The answer to that question lies in unions.  The existence of various unions among employees is essentially an advantage and a disadvantage for political parties.  If they are in government, unions are disadvantageous mainly but if they are in the opposition then they can be of great use.  Union leaders can be used for the creation of strikes that are crippling.  In the case of the APSRTC, the unions and mainly the National Mazdoor Union are using this as an opportunity to regularize the services of ad hoc and contract employees.  The coal miners are agitating for something that I do not know, but they are not working exclusively for Andhra Pradesh since thermal power plants in Andhra Pradesh and in the Telangana region are synchronized with national grids and the lack of adequate power generation is not problem for people of this region alone.  Anyway, this strike has meant power cuts lasting more than 12 hours in villages of Telangana and that has been the scourge of farmers who require their pumpsets to run for the saving of the crops.  The APSRTC has accumulated losses and this strike which is making the corporation lose crores of rupees everyday will ensure that the corporation will never recover and will ultimately become a burden on the tax payers.
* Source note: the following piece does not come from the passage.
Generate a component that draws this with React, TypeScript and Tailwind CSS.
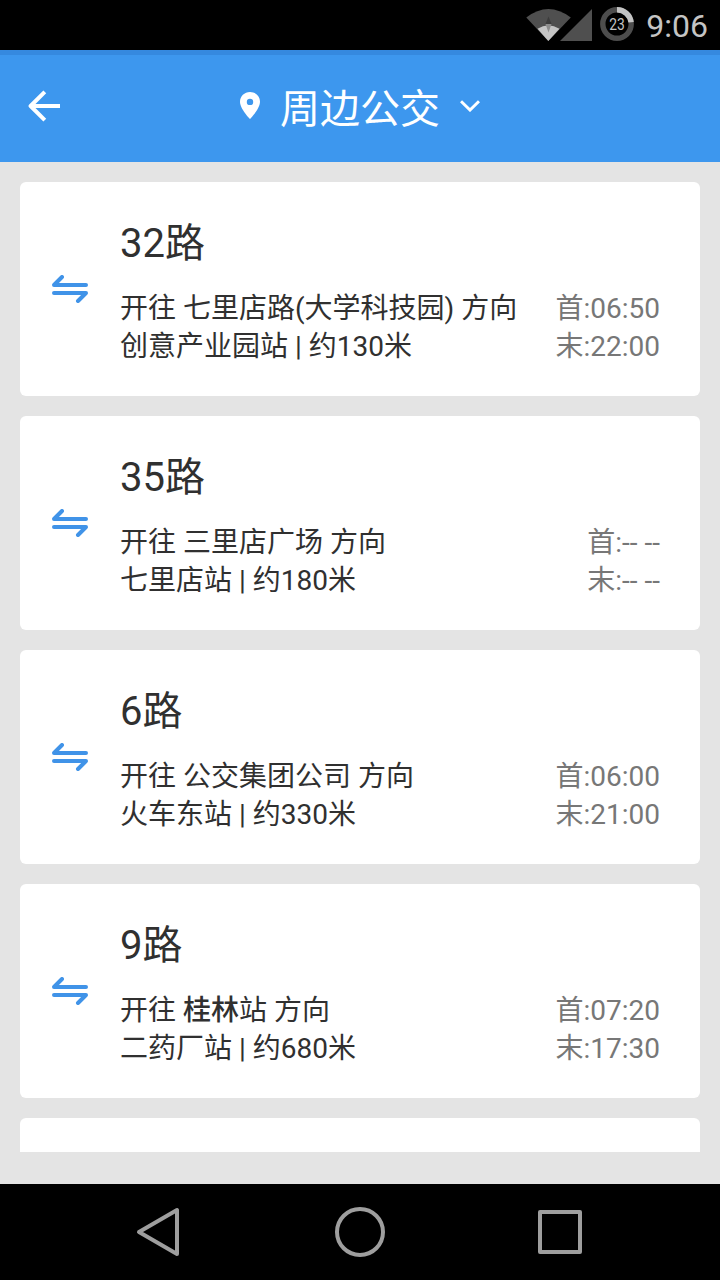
type Route = {
  name: string;
  toward: string;
  emphasis?: string;
  stop: string;
  first: string;
  last: string;
};

const routes: Route[] = [
  { name: "32路", toward: "七里店路(大学科技园)", stop: "创意产业园站 | 约130米", first: "06:50", last: "22:00" },
  { name: "35路", toward: "三里店广场", stop: "七里店站 | 约180米", first: "-- --", last: "-- --" },
  { name: "6路", toward: "公交集团公司", stop: "火车东站 | 约330米", first: "06:00", last: "21:00" },
  { name: "9路", emphasis: "桂林", toward: "站", stop: "二药厂站 | 约680米", first: "07:20", last: "17:30" },
];

function StatusBar() {
  return (
    <div className="flex h-[50px] shrink-0 items-center justify-end bg-black pr-3">
      <svg className="h-[50px] w-[120px]" viewBox="0 0 120 50">
        <path d="M28.3 41 L6.3 17.5 Q28.3 0.5 50.8 17.5 Z" fill="#4f4f4f" />
        <path d="M28.3 41 L17.5 28.8 Q28.3 21.5 39.5 28.8 Z" fill="#c4c4c4" />
        <path d="M28.5 16.5 L31.5 24 L25.5 24 Z" fill="#3c3c3c" />
        <path d="M25.5 24 L31.5 24 L28.5 32.5 Z" fill="#8c8c8c" />
        <path d="M72 9 V41 H40 Z" fill="#4f4f4f" />
        <circle cx="97" cy="24" r="14.2" fill="none" stroke="#4d4d4d" strokeWidth="5.4" />
        <path d="M97 9.8 A14.2 14.2 0 0 1 111.1 22.3" fill="none" stroke="#c4c4c4" strokeWidth="5.4" />
        <text x="97" y="29.8" textAnchor="middle" fontSize="16" textLength="15.5" lengthAdjust="spacingAndGlyphs" fill="#c4c4c4">23</text>
      </svg>
      <span className="ml-[6px] w-[62px] pt-px text-right text-[32px] leading-[50px] text-[#c4c4c4]">9:06</span>
    </div>
  );
}

function Header() {
  return (
    <header className="flex h-28 shrink-0 items-center bg-[#3d97ee] text-white shadow-[inset_0_5px_0_#3589df]">
      <div className="flex w-60 pl-7">
        <svg className="h-8 w-8" viewBox="0 0 32 32" fill="none" stroke="currentColor" strokeWidth="4">
          <path d="M2.5 16 H32" />
          <path d="M16.8 1.8 L2.6 16 L16.8 30.2" strokeLinejoin="round" />
        </svg>
      </div>
      <svg className="h-7 w-5" viewBox="0 0 20 28">
        <path fillRule="evenodd" d="M10 0 C4.4 0 0 4.3 0 9.8 C0 17 10 27 10 27 S20 17 20 9.8 C20 4.3 15.6 0 10 0 Z M10 6.7 A3.2 3.2 0 1 1 10 13.1 A3.2 3.2 0 1 1 10 6.7 Z" fill="currentColor" />
      </svg>
      <h1 className="ml-5 pt-2 text-[40px] leading-[56px]">周边公交</h1>
      <svg className="ml-5 h-3 w-5" viewBox="0 0 20 12" fill="none" stroke="currentColor" strokeWidth="3">
        <path d="M1 1.2 L10 10 L19 1.2" />
      </svg>
    </header>
  );
}

function SwapIcon() {
  return (
    <svg className="h-7 w-9 text-[#4093e8]" viewBox="0 0 36 28" fill="none" stroke="currentColor" strokeWidth="4" strokeLinecap="round" strokeLinejoin="round">
      <path d="M34 10 H2 L10 2" />
      <path d="M2 18 H34 L26 26" />
    </svg>
  );
}

function RouteCard({ route }: { route: Route }) {
  return (
    <li className="flex h-[214px] shrink-0 rounded-md bg-white">
      <div className="flex w-[100px] items-center justify-center">
        <SwapIcon />
      </div>
      <div className="flex flex-1 flex-col pt-[38px] pr-10">
        <h2 className="text-[40px] leading-[48px] text-[#303030]">{route.name}</h2>
        <div className="mt-[22px] flex justify-between text-[28px] leading-[38px] whitespace-nowrap">
          <div className="text-[#303030]">
            <p>
              开往 {route.emphasis && <span className="font-medium">{route.emphasis}</span>}
              {route.toward} 方向
            </p>
            <p>{route.stop}</p>
          </div>
          <div className="text-[#777777]">
            <p>首:{route.first}</p>
            <p>末:{route.last}</p>
          </div>
        </div>
      </div>
    </li>
  );
}

function NavBar() {
  return (
    <nav className="flex h-24 shrink-0 items-center justify-between bg-black px-[134px]">
      <svg className="h-[52px] w-[52px]" viewBox="0 0 52 52" fill="none" stroke="#9e9e9e" strokeWidth="4" strokeLinejoin="round">
        <path d="M43 4 V48 L5 26 Z" />
      </svg>
      <svg className="h-[52px] w-[52px]" viewBox="0 0 52 52" fill="none" stroke="#9e9e9e" strokeWidth="4">
        <circle cx="26" cy="26" r="23" />
      </svg>
      <svg className="h-[52px] w-[52px]" viewBox="0 0 52 52" fill="none" stroke="#9e9e9e" strokeWidth="4" strokeLinejoin="round">
        <rect x="6" y="6" width="40" height="40" />
      </svg>
    </nav>
  );
}

export default function App() {
  return (
    <div lang="zh-CN" className="flex h-[1280px] w-[720px] flex-col overflow-hidden bg-[#e4e4e4] font-[Roboto,'Noto_Sans_CJK_SC',sans-serif]">
      <StatusBar />
      <Header />
      <ul className="mb-8 flex min-h-0 flex-1 flex-col gap-5 overflow-hidden px-5 pt-5">
        {routes.map((route) => (
          <RouteCard key={route.name} route={route} />
        ))}
        <li className="h-[214px] shrink-0 rounded-md bg-white" />
      </ul>
      <NavBar />
    </div>
  );
}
In all this clamour there are some people who claim that Jawaharlal Nehru and Dr. B.R. Ambedkar have supported a separate Telangana.  I think some air must be cleared here.  Linguistic states as an idea found support from Mahatma Gandhi but not from Nehru and Ambedkar.  It was the desire of Ambedkar to leave the State of Hyderabad as it was and he believed that having a relatively developed city like Hyderabad as the  capital of a state that had the Marathwada region (now in Maharashtra), the Gulbarga region and the Bidar region (now in Karnataka) would be good for the development of the whole region.  In the reorganization of states these regions have now been integrated into other states.  So where is the relevance of quoting Ambedkar over this. Similarly Nehru had reservations about how composite states based in language would be.  He was in that context talking about how a developed Coastal Andhra region which was under the erstwhile Madras Presidency could dominate the undeveloped Telangana region.  The Madras Presidency has also since been divided into many regions and once N T Rama Rao famously said that Madras (now Chennai) should never have been given to Tamil Nadu since it had an overwhelming number of Telugu speaking people. My problem with the idea of Separate Telangana has always been this.  It cannot be seen as a stand alone issue.
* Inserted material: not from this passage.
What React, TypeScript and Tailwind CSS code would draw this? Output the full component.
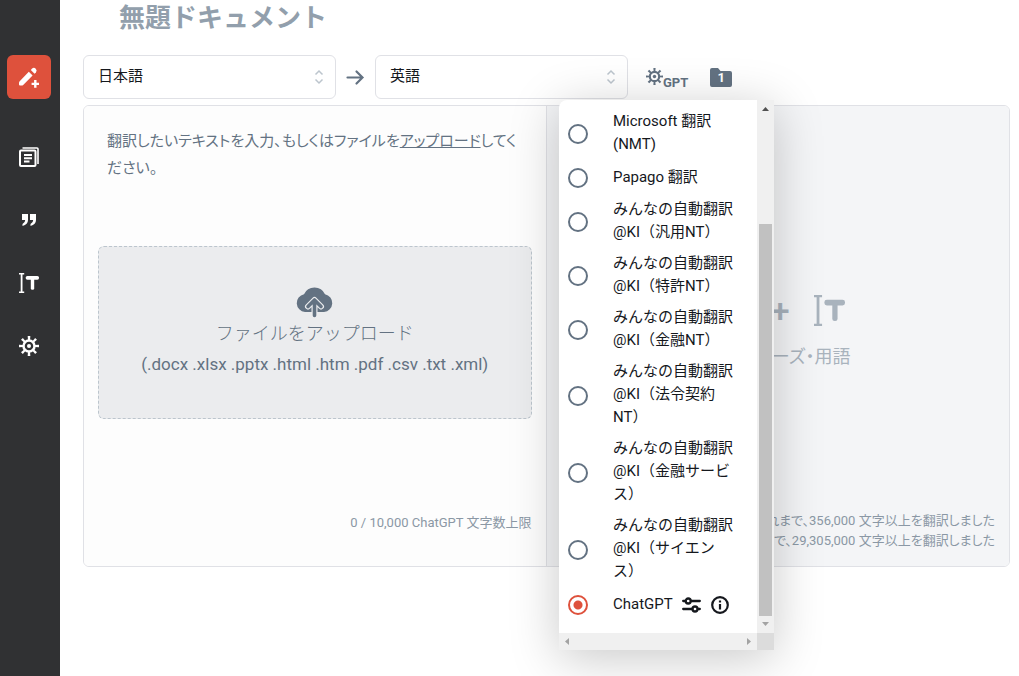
import React, { useState } from 'react';

const engines = [
  { id: 'microsoft', label: 'Microsoft 翻訳\n(NMT)' },
  { id: 'papago', label: 'Papago 翻訳' },
  { id: 'ki-general', label: 'みんなの自動翻訳\n@KI（汎用NT）' },
  { id: 'ki-patent', label: 'みんなの自動翻訳\n@KI（特許NT）' },
  { id: 'ki-finance', label: 'みんなの自動翻訳\n@KI（金融NT）' },
  { id: 'ki-law', label: 'みんなの自動翻訳\n@KI（法令契約\nNT）' },
  { id: 'ki-finance-service', label: 'みんなの自動翻訳\n@KI（金融サービ\nス）' },
  { id: 'ki-science', label: 'みんなの自動翻訳\n@KI（サイエン\nス）' },
  { id: 'chatgpt', label: 'ChatGPT' },
];

type IconProps = { className?: string };

function PenPlusIcon({ className }: IconProps) {
  return (
    <svg className={className} viewBox="0 0 20 20" fill="currentColor" aria-hidden="true">
      <path d="M9.800 4.800 13.600 8.600 4.200 18Q3.500 18.600 2.600 18.600H1Q0 18.600 0 17.600V16Q0 15 .7 14.300Z" />
      <path d="M11.800 3 12.900 1.700Q14.900 0 16.700 1.700 18.500 3.600 16.900 5.400L15.600 6.700Z" />
      <path d="M15.100 13h2.400v2.700H20v2.400h-2.500v2.700h-2.400v-2.700h-2.500v-2.400h2.500z" />
    </svg>
  );
}

function DocsIcon({ className }: IconProps) {
  return (
    <svg className={className} viewBox="0 0 20 20" fill="none" stroke="currentColor" strokeWidth="2" aria-hidden="true">
      <rect x="1" y="3.5" width="15.5" height="15.5" rx="1" />
      <path d="M3.5 1H18q1 0 1 1v15" strokeWidth="1.6" />
      <path d="M5 8h8M5 11.2h8M5 14.4h5.5" />
    </svg>
  );
}

function QuoteIcon({ className }: IconProps) {
  return (
    <svg className={className} viewBox="0 0 20 20" fill="currentColor" aria-hidden="true">
      <path d="M3 4h6v6q0 4.500-5.500 6v-2q2.700-1.200 2.700-4H3z" />
      <path d="M11 4h6v6q0 4.500-5.500 6v-2q2.700-1.200 2.700-4H11z" />
    </svg>
  );
}

function TermIcon({ className }: IconProps) {
  return (
    <svg className={className} viewBox="0 0 20 20" fill="currentColor" aria-hidden="true">
      <path d="M0 0h5.200v1.500H3.500v17h1.700V20H0v-1.500h1.700v-17H0z" />
      <rect x="6.700" y="3" width="13.300" height="3.700" rx="1.600" />
      <rect x="11.800" y="4" width="3.400" height="12.800" rx="1.500" />
    </svg>
  );
}

function GearIcon({ className }: IconProps) {
  const angles = [0, 45, 90, 135, 180, 225, 270, 315];
  return (
    <svg className={className} viewBox="0 0 20 20" fill="currentColor" aria-hidden="true">
      <circle cx="10" cy="10" r="5.500" fill="none" stroke="currentColor" strokeWidth="2.500" />
      <circle cx="10" cy="10" r="2" />
      {angles.map((a) => (
        <path key={a} d="M9 4.500 8.700 0h2.600L11 4.500z" transform={`rotate(${a} 10 10)`} />
      ))}
    </svg>
  );
}

function CloudIcon({ className }: IconProps) {
  return (
    <svg className={className} viewBox="0 0 37 32" aria-hidden="true">
      <path
        d="M9 26A9 9 0 0 1 8 8.200 11.500 11.500 0 0 1 29 8.200 9 9 0 0 1 28 26z"
        fill="#637282"
      />
      <path d="M18.500 29V15M12 20.500l6.500-6.500 6.500 6.500" fill="none" stroke="#ebecee" strokeWidth="6" strokeLinecap="round" strokeLinejoin="round" />
      <path d="M18.500 29.500V15M12 20.500l6.500-6.500 6.500 6.500" fill="none" stroke="#637282" strokeWidth="3.600" strokeLinecap="round" strokeLinejoin="round" />
    </svg>
  );
}

function LanguageSelect({ label, value }: { label: string; value: string }) {
  return (
    <div className="relative w-[253px]">
      <select
        aria-label={label}
        defaultValue={value}
        className="h-11 w-full appearance-none rounded-md border border-[#e0e1e6] bg-white px-[14px] pb-[2px] text-[15px] text-[#15181d] outline-none"
      >
        <option>日本語</option>
        <option>英語</option>
      </select>
      <svg className="pointer-events-none absolute right-3 top-[14px] h-4 w-[10px]" viewBox="0 0 10 16" fill="none" stroke="#bcc5cd" strokeWidth="1.500" aria-hidden="true">
        <path d="M1.500 5.500 5 2l3.500 3.500M1.500 10.500 5 14l3.500-3.500" />
      </svg>
    </div>
  );
}

function Sidebar() {
  const button = 'flex h-11 w-11 items-center justify-center rounded-md';
  return (
    <nav className="flex w-[60px] shrink-0 flex-col items-center gap-[19px] bg-[#303133] pr-[2px] pt-[55px] text-white">
      <button className={`${button} mb-[17px] bg-[#de513c]`} aria-label="新規翻訳">
        <PenPlusIcon className="h-5 w-5 overflow-visible" />
      </button>
      <button className={button} aria-label="ドキュメント">
        <DocsIcon className="h-5 w-5" />
      </button>
      <button className={button} aria-label="フレーズ">
        <QuoteIcon className="h-5 w-5" />
      </button>
      <button className={button} aria-label="用語">
        <TermIcon className="h-5 w-5" />
      </button>
      <button className={button} aria-label="設定">
        <GearIcon className="h-5 w-5" />
      </button>
    </nav>
  );
}

function EngineMenu() {
  const [selected, setSelected] = useState('chatgpt');

  return (
    <div className="absolute -left-[87px] top-[45px] z-10 grid w-[215px] grid-cols-[1fr_17px] overflow-hidden rounded-tl-lg bg-white shadow-[0_8px_50px_rgba(0,0,0,0.22)]">
      <div className="h-[533px] overflow-hidden pt-[6px]">
        {engines.map((engine) => (
          <div key={engine.id} className="flex min-h-[34px] items-center gap-[25px] py-1 pl-[9px]">
            <input
              type="radio"
              name="engine"
              id={engine.id}
              checked={selected === engine.id}
              onChange={() => setSelected(engine.id)}
              className="mt-[2px] h-5 w-5 shrink-0 appearance-none rounded-full border-2 border-[#637282] bg-white checked:border-[#de513c] checked:bg-[radial-gradient(circle,#de513c_4px,transparent_5px)]"
            />
            <label htmlFor={engine.id} className="whitespace-pre text-[15px] leading-[23px] text-[#15181d]">
              {engine.label}
            </label>
            {engine.id === 'chatgpt' && (
              <span className="-ml-4 mt-[2px] flex gap-[10px] text-[#15181d]">
                <button aria-label="詳細設定">
                  <svg className="h-[18px] w-[19px]" viewBox="0 0 19 18" fill="none" stroke="currentColor" strokeWidth="2.300" strokeLinecap="round" aria-hidden="true">
                    <path d="M1.200 5h2.300M9 5h8.800M1.200 13h9M16 13h1.800" />
                    <circle cx="6.200" cy="5" r="2.500" />
                    <circle cx="13" cy="13" r="2.500" />
                  </svg>
                </button>
                <button aria-label="情報">
                  <svg className="h-[18px] w-[18px]" viewBox="0 0 18 18" fill="none" stroke="currentColor" strokeWidth="2.200" aria-hidden="true">
                    <circle cx="9" cy="9" r="7.800" />
                    <path d="M9 8v5.500M9 4.500v2" />
                  </svg>
                </button>
              </span>
            )}
          </div>
        ))}
      </div>

      {/* scroll bars */}
      <div className="flex flex-col items-center bg-[#f0f0f0]" aria-hidden="true">
        <svg className="h-[17px] w-[17px]" viewBox="0 0 17 17" fill="#505050">
          <path d="M5 11h7L8.500 7z" />
        </svg>
        <div className="mt-auto h-[392px] w-[13px] bg-[#c1c1c1]" />
        <svg className="h-[17px] w-[17px]" viewBox="0 0 17 17" fill="#a3a3a3">
          <path d="M5 6h7l-3.500 4z" />
        </svg>
      </div>
      <div className="flex h-[17px] justify-between bg-[#f0f0f0]" aria-hidden="true">
        <svg className="h-[17px] w-[17px]" viewBox="0 0 17 17" fill="#a3a3a3">
          <path d="M10 5v7L6 8.500z" />
        </svg>
        <svg className="h-[17px] w-[17px]" viewBox="0 0 17 17" fill="#a3a3a3">
          <path d="M7 5v7l4-3.500z" />
        </svg>
      </div>
      <div className="bg-[#dcdcdc]" />
    </div>
  );
}

export default function App() {
  return (
    <div className="flex min-h-screen bg-white font-['Roboto','Noto_Sans_CJK_JP',sans-serif]">
      <Sidebar />

      <main className="flex min-w-0 flex-1 flex-col pl-[23px] pr-[9px]">
        <h1 className="h-[55px] pl-9 text-[26px] font-bold leading-9 text-[#929fac]">無題ドキュメント</h1>

        <div className="flex items-center">
          <LanguageSelect label="翻訳元の言語" value="日本語" />
          <svg className="mx-[10px] h-[19px] w-[19px]" viewBox="0 0 19 19" fill="none" stroke="#637282" strokeWidth="2.200" strokeLinecap="round" aria-hidden="true">
            <path d="M1.500 9.500h15M10.500 3.500l6 6-6 6" />
          </svg>
          <LanguageSelect label="翻訳先の言語" value="英語" />

          <div className="relative ml-[18px] h-11">
            <button className="flex h-11 items-center text-[#637282]" aria-label="翻訳エンジン GPT">
              <GearIcon className="mb-[2px] h-[17px] w-[17px]" />
              <span className="pt-[11px] text-[13px] font-bold">GPT</span>
            </button>
            <EngineMenu />
          </div>

          <button className="ml-[22px] grid place-items-center text-white" aria-label="フォルダー 1">
            <svg className="col-start-1 row-start-1 h-[19px] w-[22px]" viewBox="0 0 22 19" fill="#637282" aria-hidden="true">
              <path d="M2 0h6l2.500 3H20q2 0 2 2v12q0 2-2 2H2q-2 0-2-2V2q0-2 2-2z" />
            </svg>
            <span className="col-start-1 row-start-1 pt-[2px] text-[13px] font-bold">1</span>
          </button>
        </div>

        <div className="mt-[6px] grid grid-cols-2 overflow-hidden rounded-md border border-[#e0e1e6]">
          <section className="flex min-h-[460px] flex-col border-r border-[#e0e1e6] bg-[#fdfdfd] px-[14px] pt-[22px]">
            <label htmlFor="source" className="block pl-[9px] text-[15px] leading-[27px] text-[#637282] [font-feature-settings:'palt']">
              翻訳したいテキストを入力、もしくはファイルを<a href="#upload" className="underline">アップロード</a>してく
              <br />
              ださい。
            </label>
            <textarea id="source" className="h-16 resize-none bg-transparent px-[9px] outline-none" />

            <button
              id="upload"
              className="flex h-[173px] flex-col items-center rounded-md border border-dashed border-[#bcc5cd] bg-[#ebecee] pt-[39px] text-[#637282]"
            >
              <CloudIcon className="h-8 w-[37px]" />
              <span className="text-[18px] font-light leading-[31px]">ファイルをアップロード</span>
              <span className="text-[17px] leading-[31px]">(.docx .xlsx .pptx .html .htm .pdf .csv .txt .xml)</span>
            </button>

            <p className="mt-auto pb-[33px] text-right text-[13px] leading-5 text-[#8b98a5]">0 / 10,000 ChatGPT 文字数上限</p>
          </section>

          <section className="flex flex-col bg-[#f4f5f7] px-[14px] pt-[189px] text-[#a9b3bd]">
            <div className="flex h-[30px] items-center justify-center gap-6">
              <QuoteIcon className="h-9 w-9" />
              <span className="text-[34px] font-medium leading-[30px]">+</span>
              <TermIcon className="h-[31px] w-[31px]" />
            </div>
            <p className="mt-[18px] text-center text-[18px] leading-7 [font-feature-settings:'palt']">対訳フレーズ・用語</p>
            <div className="mt-auto pb-[15px] text-right text-[13px] leading-5 text-[#8b98a5] [font-feature-settings:'palt']">
              <p>これまで、356,000 文字以上を翻訳しました</p>
              <p>これまで、29,305,000 文字以上を翻訳しました</p>
            </div>
          </section>
        </div>
      </main>
    </div>
  );
}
This is where myopic and uneducated leaders step in to queer the pitch.  The problem of this country is mainly that politics have become the exclusive prerogative of muscle and the money that it supports.  Today there are people in sitting in the United States of America arguing about how Coastal Andhra people have colonized Telangana.  If the Americans were to fear the colonizing of America by Indians then that gets categorized as Xenophobia by these very same people.  I would like to see how many of them would be comfortable with "Indians go back".  In all this filth and muck the future of the poor and their children is that which is taking a severe beating because they can never emigrate elsewhere or send their children to other states [(including the United States:-))] and they will be pushed back a few more years and recovering from that pushing back will not be possible.  The education system of this country which is manned by illiterates and scoundrels who want to perpetuate caste politics, is not helping matters.

What is most disturbing is how political parties are least bothered about people but playing games of one-upmanship.  The CPI (M)'s Prakash Karat has questioned the Central Government's indecision and has flayed its attempt to convene all political parties again after the Sri Krishna Committee has consulted all political parties and given out the option of leaving the State of Andhra Pradesh as it is and creating separate legally binding autonomous councils for Telangana with special extra funding as the best one.  This is understandable since the CPI (M) has been maintaining that it does not support bifurcation.  But what confounded me completely was Harish Rao of TRS also saying the same thing. When I talked about this a very enlightened social scientist has said that Sri Krishna Committee has also given the option of a Separate Telangana with Hyderabad as Capital and that this should be pursued.  But that was not the ideal option, as per the committee I said and was told "for us that is the ideal option".  Enough said.  I leave it to you dear reader to draw your conclusions.  I cannot claim that my line of thinking is the best and don't intend to either.  Like I said, I belong to Telangana and have only ever lived in Telangana so I can continue.  My concern is about what parochialism and fissiparous tendencies can do to the future my country.

P.S: Not proof read.  Please excuse errors.